Por Eduardo Luis Aguirre 

El pasado 25 de mayo, fecha patria de este lado de los Andes, nos dejó a los 98 años de edad Luis Gastón Soublette (1927-2005), uno de los pensadores prominentes de nuestra América. Como todos ellos, la luz que se apagó a sus espaldas lo colocará en una dimensión diferente. Ya no recordaremos ni al filósofo, ni al custodio del pensamiento nacional, al profeta de las cosmovisiones indígenas, al crítico empedernido de la industria cultural y el modo en que se imparte la educación en las instituciones oficiales. Musicólogo, anti pinochetista acérrimo pero militante temprano de caminos pedregosos que es bueno disculpar, como en el caso de todos y cada uno de los seres humanos.

Se propuso analizar la cultura chilena y lo hizo durante un tiempo junto a Violeta Parra. Ambos escribieron, en 1959, El Folklore de Chile: la cueca. Lo desveló siempre descubrir el alma de Chile y llegó a reconocer que, para él, sus hermanos trasandinos eran el pueblo con menos identidad de América. Escribió además dos libros maravillosos: Rostro de Hombre (2006) y El Cristo Preexistente (2016), en los que presenta al cristianismo articulando con las tradiciones de nuestros pueblos originarios. Apasionado de la cultura y la historia del pueblo mapuche completó a través de los diálogos y monólogos proposiciones verdaderamente asombrosas.

Su carrera académica, tanto en la Pontificia Universidad Católica de Chile como en la Universidad de Valparaíso marcó en sus alumnos una huella imperecedera.

Carismático, de una insaciable curiosidad, cuentan que siempre tuvo siempre una estrecha relación con profesores y estudiantes. Los invitaba a preguntar y preguntarse, a disfrutar de los diálogos y del silencio. En sus clases, la mitad de sus estudiantes eran alumnos formales de carreras muy diversas y la otra mitad eran oyentes frecuentes.
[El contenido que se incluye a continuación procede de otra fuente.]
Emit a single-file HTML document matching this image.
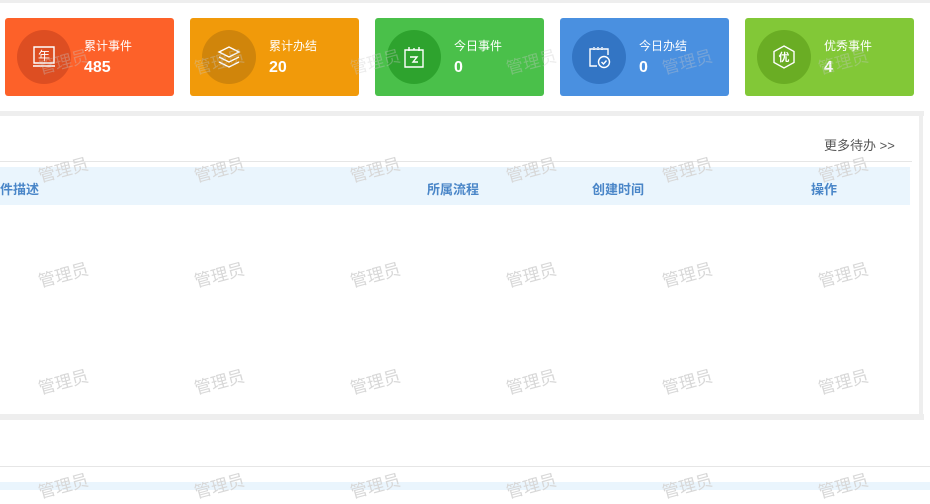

Abjuraba de hacer pruebas o calificar a los alumnos y abría siempre las puertas de sus aulas. Era un profe atípico. Tanto, que quizás sus alumnos no supieran si estaban frente al mejor docente. Sí que estaban, también ellos, frente al docente más influyente, rebelde y preclaro.

Me acerqué a él hace ya muchos años. Allá por los inicios de este siglo convulsivo. En ese momento escribía sobre el sistema de resolución de conflicto de los mapuches, con el que gané la Beca Masashi Chiba, que otorgaba anualmente el Instituto de Sociología Jurídica de Oñati.

Allí escuché un monólogo inolvidable del pensador sobre la gente de la tierra. Volví a encontrármelo en 2022, cuando comencé a escribir “Conjurando el hervidero espantoso. Filosofía del derecho indígena”.

A pesar de su indiscutible autoridad, tampoco le fue sencillo ser reconocido. Obtuvo el el Premio Nacional de Humanidades y Ciencias Sociales después de dos proposiciones fallidas. Fue galardonado en junio de 2023, cuando tenía 96 años. Recién en ese momento, los miembros del honorable jurado recibieron una adhesión a su nombre de 7.620 personas. El jurado, austero en la adjetivación, lo rescató como “un estudioso de la humanidad, un humanista que ejerce tanto el rol crítico del conocimiento como el valor del saber humano en su relación con la naturaleza, un sabio necesario en los tiempos que vivimos…”. El sabio de la tribu era y será mucho más que eso. Pero la muerte juega siempre a favor de la injusticia y la demora.